Monday, July 03, 2006

Senator DeMint emerges as a leader in the future of telecommunications and the Internet

On July 1st on C-SPAN (The Communicators: Sen. Dorgan (D-ND) & Sen. DeMint (R-SC)), Senator DeMint discussed his leadership role in moving the current telecommunications bill through the Senate Commerce Committee. One of the key amendments was network neutrality, which failed and which Senator DeMint voted against. His argument is that the US is falling behind the rest of the world in the build-out of telecommunications infrastructure, as we must allow those who provide the infrastructure to benefit from their investments to maintain our competitiveness, and even to catch up where necessary.

I think he's right. We don't want Congress mandating network neutrality or non-neutrality. We need for Congress to get out of the way and let the market sort out what consumers want.

Congress screwed up the Telecommunications Act of 1996, leading directly to the speculative bubble of the late 1990s and the painful recovery since then. We can't afford for Congress to screw this up again.

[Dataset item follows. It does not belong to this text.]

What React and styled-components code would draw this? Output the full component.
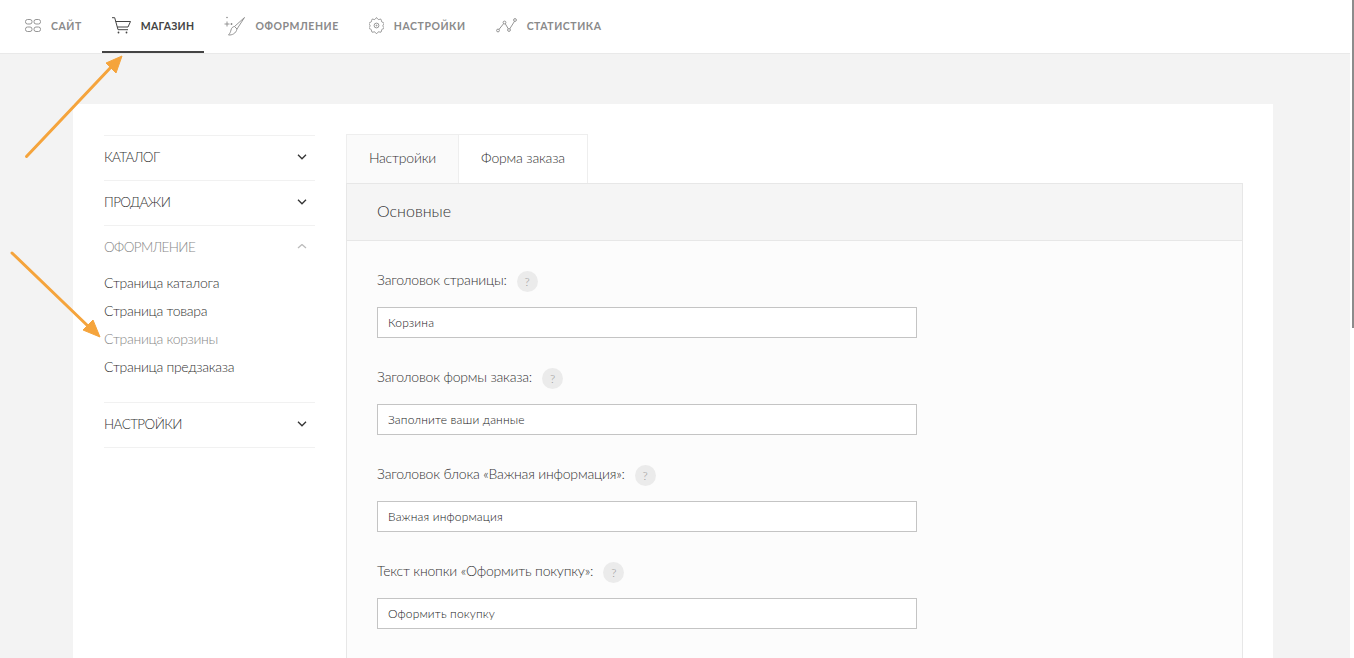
import React from "react";
import styled, { createGlobalStyle } from "styled-components";

const Global = createGlobalStyle`
  html, body {
    margin: 0;
    height: 100%;
    overflow: hidden;
    background: #f3f3f3;
    font-family: "Lato", "Open Sans", sans-serif;
    color: #333;
  }
  * { box-sizing: border-box; }
`;

const Page = styled.div`
  position: relative;
  height: 658px;
  overflow: hidden;
`;

const TopBar = styled.nav`
  display: flex;
  gap: 10px;
  height: 54px;
  padding-left: 15px;
  background: #fff;
  border-bottom: 1px solid #e9e9e9;
`;

const TopItem = styled.a`
  display: flex;
  align-items: center;
  gap: 10px;
  height: 53px;
  padding: 0 10px;
  font-size: 10.5px;
  font-weight: 700;
  letter-spacing: ${p => (p.$active ? 0.3 : 0.55)}px;
  color: ${p => (p.$active ? "#444" : "#8a8a8a")};
  border-bottom: 2px solid ${p => (p.$active ? "#444" : "transparent")};
  svg { flex: none; }
`;

const Card = styled.div`
  display: flex;
  width: 1200px;
  height: 560px;
  margin: 50px 0 0 73px;
  padding: 30px 30px 0 31px;
  background: #fff;
`;

const Side = styled.aside`
  width: 211px;
  margin: 1px 31px 0 0;
  flex: none;
`;

const SideGroup = styled.div`
  border-top: 1px solid #f1f1f1;
  &:last-child { border-bottom: 1px solid #f1f1f1; }
`;

const SideHead = styled.div`
  display: flex;
  align-items: center;
  justify-content: space-between;
  height: 44px;
  padding: 0 8px 3px 0;
  font-size: 13.5px;
  font-weight: 300;
  letter-spacing: -0.6px;
  color: ${p => (p.$open ? "#888" : "#333")};
`;

const SubList = styled.div`
  display: flex;
  flex-direction: column;
  margin-top: -1px;
  padding-bottom: 21px;
`;

const SubLink = styled.a`
  height: 28px;
  line-height: 28px;
  font-size: 14px;
  font-weight: 300;
  letter-spacing: -0.3px;
  color: ${p => (p.$current ? "#888" : "#333")};
`;

const Main = styled.main`
  flex: 1;
  min-width: 0;
`;

const Tabs = styled.div`
  display: flex;
  height: 49px;
`;

const Tab = styled.a`
  display: flex;
  align-items: center;
  justify-content: center;
  width: ${p => p.$w}px;
  padding-bottom: 3px;
  font-size: 14px;
  font-weight: 300;
  letter-spacing: -0.18px;
  color: #333;
  background: ${p => (p.$active ? "#fafafa" : "#fff")};
  border: 1px solid #eee;
  border-left-width: ${p => (p.$active ? 1 : 0)}px;
  border-bottom: 0;
`;

const Panel = styled.section`
  border: 1px solid #e7e7e7;
  background: #fcfcfc;
  height: 600px;
`;

const PanelHead = styled.h2`
  display: flex;
  align-items: center;
  height: 57px;
  margin: 0;
  padding: 0 0 3px 30px;
  font-size: 16px;
  font-weight: 300;
  color: #333;
  background: #f5f5f5;
  border-bottom: 1px solid #e7e7e7;
`;

const Form = styled.div`
  display: flex;
  flex-direction: column;
  gap: 30px;
  padding: 30px 30px 0;
`;

const LabelRow = styled.div`
  display: flex;
  align-items: flex-start;
  gap: 10px;
  height: 21px;
  margin-bottom: 15px;
  font-size: 14px;
  line-height: 18px;
  font-weight: 300;
  letter-spacing: -0.2px;
  color: #333;
`;

const Hint = styled.span`
  display: flex;
  align-items: center;
  justify-content: center;
  width: 21px;
  height: 21px;
  border-radius: 50%;
  background: #ebebeb;
  font-size: 12px;
  letter-spacing: 0;
  color: #999;
`;

const Input = styled.input`
  display: block;
  width: 540px;
  height: 31px;
  padding: 0 10px;
  border: 1px solid #c4c4c4;
  background: #fff;
  font-family: inherit;
  font-size: 12px;
  font-weight: 300;
  letter-spacing: 0.15px;
  color: #222;
  outline: none;
`;

const Arrows = styled.svg`
  position: absolute;
  left: 0;
  top: 0;
  pointer-events: none;
`;

const ScrollThumb = styled.div`
  position: absolute;
  right: 0;
  top: 0;
  width: 4px;
  height: 658px;
  background: #fff;
  &::after {
    content: "";
    position: absolute;
    right: 0;
    top: 0;
    width: 2px;
    height: 328px;
    background: #8c8c8c;
  }
`;

const Chevron = ({ up, color = "#333" }) => (
  <svg width="10" height="6" viewBox="0 0 10 6" fill="none" stroke={color} strokeWidth="1.3">
    <path d={up ? "M1 4 5 .5l4 3.500" : "M1 .8l4 4 4-4"} />
  </svg>
);

const stroke = { fill: "none", stroke: "#8a8a8a", strokeWidth: 0.9 };

const IconSite = () => (
  <svg width="16" height="13" viewBox="0 0 16 13" {...stroke}>
    <rect x=".5" y=".5" width="6.500" height="4.500" rx="2" />
    <rect x="9" y=".5" width="6.500" height="4.500" rx="2" />
    <rect x=".5" y="8" width="6.500" height="4.500" rx="2" />
    <rect x="9" y="8" width="6.500" height="4.500" rx="2" />
  </svg>
);

const IconCart = () => (
  <svg width="19" height="17" viewBox="0 0 19 17" fill="none" stroke="#444" strokeWidth="1">
    <path d="M0 .7h2.700l3.300 12h10" />
    <path d="M3.700 4.500H18.500l-2.500 5.500H5.300" />
    <circle cx="6.500" cy="15.500" r=".9" fill="#444" stroke="none" />
    <circle cx="14.500" cy="15.500" r=".9" fill="#444" stroke="none" />
  </svg>
);

const IconBrush = () => (
  <svg width="21" height="22" viewBox="0 0 21 22" {...stroke}>
    <path d="M20.500 2.500 10.500 11.500l2.500 2.500L20.500 2.500Z" />
    <path d="M10.500 11.500c-2 .3-3 1.500-3.500 3.500-.4 1.700-1 3.500-2.500 5 3.500.3 7.500-1.500 8.500-6" />
    <path d="M3 6.500v5M.5 9h5M7.500 8v2M6.500 9h2" />
    <circle cx="3" cy="2.500" r=".8" fill="#8a8a8a" stroke="none" />
  </svg>
);

const IconGear = () => (
  <svg width="15" height="17" viewBox="0 0 15 17" {...stroke}>
    <path d="M7.500 .7c.8 0 .9 1.500 1.800 1.800.9.300 2-.7 2.700-.2.700.5.200 1.900.8 2.600.6.700 2 .5 2.200 1.400.2.800-1.100 1.400-1.100 2.400s1.300 1.600 1.100 2.400c-.2.900-1.600.7-2.200 1.400-.6.700-.1 2.100-.8 2.600-.7.500-1.800-.5-2.700-.2-.9.300-1 1.800-1.800 1.800s-.9-1.500-1.800-1.800c-.9-.3-2 .7-2.700.2-.7-.5-.2-1.900-.8-2.600-.6-.7-2-.5-2.200-1.400-.2-.8 1.100-1.400 1.100-2.400S-.200 7.100 0 6.300c.2-.9 1.600-.7 2.200-1.400.6-.7.1-2.100.8-2.600.7-.5 1.800.5 2.700.2.900-.3 1-1.800 1.800-1.800Z" />
    <circle cx="7.500" cy="8.500" r="2.400" />
    <circle cx="7.500" cy="8.500" r=".5" />
  </svg>
);

const IconStats = () => (
  <svg width="21" height="15" viewBox="0 0 21 15" {...stroke}>
    <path d="M2.500 12 8.500 4.500l4.500 7.500L19 2.500" />
    <circle cx="2" cy="12.500" r="1.400" fill="#fff" />
    <circle cx="8.500" cy="4.500" r="1.400" fill="#fff" />
    <circle cx="13" cy="12" r="1.400" fill="#fff" />
    <circle cx="19" cy="2" r="1.400" fill="#fff" />
  </svg>
);

const fields = [
  ["Заголовок страницы:", "Корзина"],
  ["Заголовок формы заказа:", "Заполните ваши данные"],
  ["Заголовок блока «Важная информация»:", "Важная информация"],
  ["Текст кнопки «Оформить покупку»:", "Оформить покупку"],
];

export default function App() {
  return (
    <Page>
      <Global />
      <TopBar>
        <TopItem><IconSite />САЙТ</TopItem>
        <TopItem $active><IconCart />МАГАЗИН</TopItem>
        <TopItem><IconBrush />ОФОРМЛЕНИЕ</TopItem>
        <TopItem><IconGear />НАСТРОЙКИ</TopItem>
        <TopItem><IconStats />СТАТИСТИКА</TopItem>
      </TopBar>

      <Card>
        <Side>
          <SideGroup><SideHead>КАТАЛОГ<Chevron /></SideHead></SideGroup>
          <SideGroup><SideHead>ПРОДАЖИ<Chevron /></SideHead></SideGroup>
          <SideGroup>
            <SideHead $open>ОФОРМЛЕНИЕ<Chevron up color="#bbb" /></SideHead>
            <SubList>
              <SubLink>Страница каталога</SubLink>
              <SubLink>Страница товара</SubLink>
              <SubLink $current>Страница корзины</SubLink>
              <SubLink>Страница предзаказа</SubLink>
            </SubList>
          </SideGroup>
          <SideGroup><SideHead>НАСТРОЙКИ<Chevron /></SideHead></SideGroup>
        </Side>

        <Main>
          <Tabs>
            <Tab $active $w={113}>Настройки</Tab>
            <Tab $w={129}>Форма заказа</Tab>
          </Tabs>
          <Panel>
            <PanelHead>Основные</PanelHead>
            <Form>
              {fields.map(([label, value]) => (
                <div key={label}>
                  <LabelRow>{label}<Hint>?</Hint></LabelRow>
                  <Input defaultValue={value} />
                </div>
              ))}
            </Form>
          </Panel>
        </Main>
      </Card>

      <Arrows width="1354" height="658" viewBox="0 0 1354 658">
        <g fill="#f5a43c" stroke="#f5a43c">
          <path d="M26.500 156.500 113 65" strokeWidth="3" strokeLinecap="round" />
          <path d="M122 56 106 63l10 10Z" strokeWidth="1" />
          <path d="M12 253 90 328" strokeWidth="3" strokeLinecap="round" />
          <path d="M100 337 83 330l10-10Z" strokeWidth="1" />
        </g>
      </Arrows>
      <ScrollThumb />
    </Page>
  );
}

Another South Carolina blog, Laurin Line, has also had an interesting discussion on this topic which is critical to all our futures.

4 comments:

Anonymous said...

Network neutrality must be maintained in order to promote innovation, and new products and services. Seperate the medium from the media and the net will afford both profitability and ingenuity. The pipe should be a public utility only.

Evan Tishuk said...

If you don't like toll roads, believe large transport trucks should pay more to use the highways, and think power plants should pay for carbon emissions, you probably dislike net neutrality. Personally, I'm torn. It's one of those slippery slopes that probably only sounds good on paper. If internet traffic becomes prioritized, I think/hope an underground "free" internet emerges where all the cool people hang out.

Lee said...

The government is doing silly things to degrade the Internet, and not doing its duty to police it.

The Americans With Disabilities Act is being extended to business web sites, mandating that every page be readable by a program to convert it to sythetic speech for the blind. This means no tables, and a lot of other basic things.

On the other hand, half the Internet is owned by thugs, pushing pornography, drugs, swindles and gambling into the homes of decent people and businesses which find it offensive. It is worse than crank telephone calls.

At the very least, all web sites should have a verifiable link to a physical address. All pornography and vices could be put under a separate suffix, like .xxx, instead of .com. Violators could be blocked at gateways and routers. Countries harboring swindlers and pornographers can be shut completely out of the US markets to get their attention.

Rob Wright said...

I am by no means a expert on Net Neutrality, but if I see Google, Yahoo!, and Microsoft on one side and AT&T, Verizon, and Comcast on the other...it's a no-brainer. When in the past 20 years have the traditional telcos done anything innovative. The biggest news in that space is the consolidation of SBC, Pac Bell, Bell South, etc. into the "new AT&T." Wasn't that a bad idea for everyone the first time around?